DEATH OF GEN. J. B. McPHERSON.

JULY 22D, 1864.

From Painting by J. E. Taylor.

The line held by Johnston at Kenesaw and Pine Top was a strong one. But it was twelve miles long, and he had scarcely enough men to hold it at all points. To attack him on the crest of Kenesaw Mountain would be a hopeless task. But Sherman thought he could break through his lines on the gentler southern slope. On June 11th the advance began. Hooker was at the right front and Howard at the left front, and they pressed forward with great vigor. During their cannonading, on June 14th, they inflicted heavy losses upon the enemy, killing General Polk.
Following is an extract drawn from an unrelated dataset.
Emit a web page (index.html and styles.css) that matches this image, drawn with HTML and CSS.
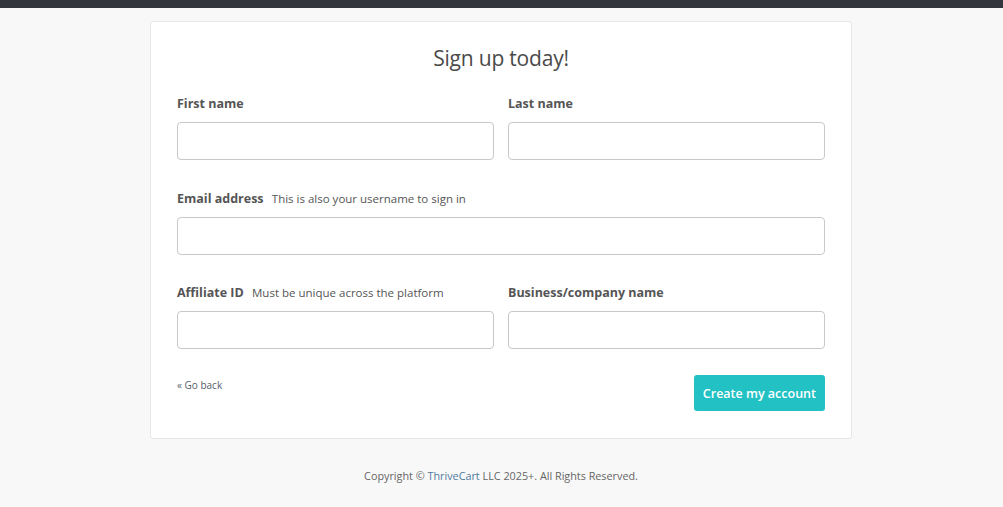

Next day the Rebels abandoned Pine Mountain and retired to Muddy Creek, holding the rugged range of hills between Kenesaw and Lost Mountains. Again Sherman pressed the centre and turning to Johnston's flank on the 17th captured Lost Mountain and all the hills except Kenesaw. For three weeks thereafter the Union army vainly sought to dislodge Johnston from the heights of Kenesaw. It seemed an impossible task. The whole mountain was a fortress. There were miles of strong intrenchments. All the time the rain fell in torrents and the low lands were flooded. The roads were almost impassable. Sherman's soldiers at times worked knee deep in mud. But they kept on working.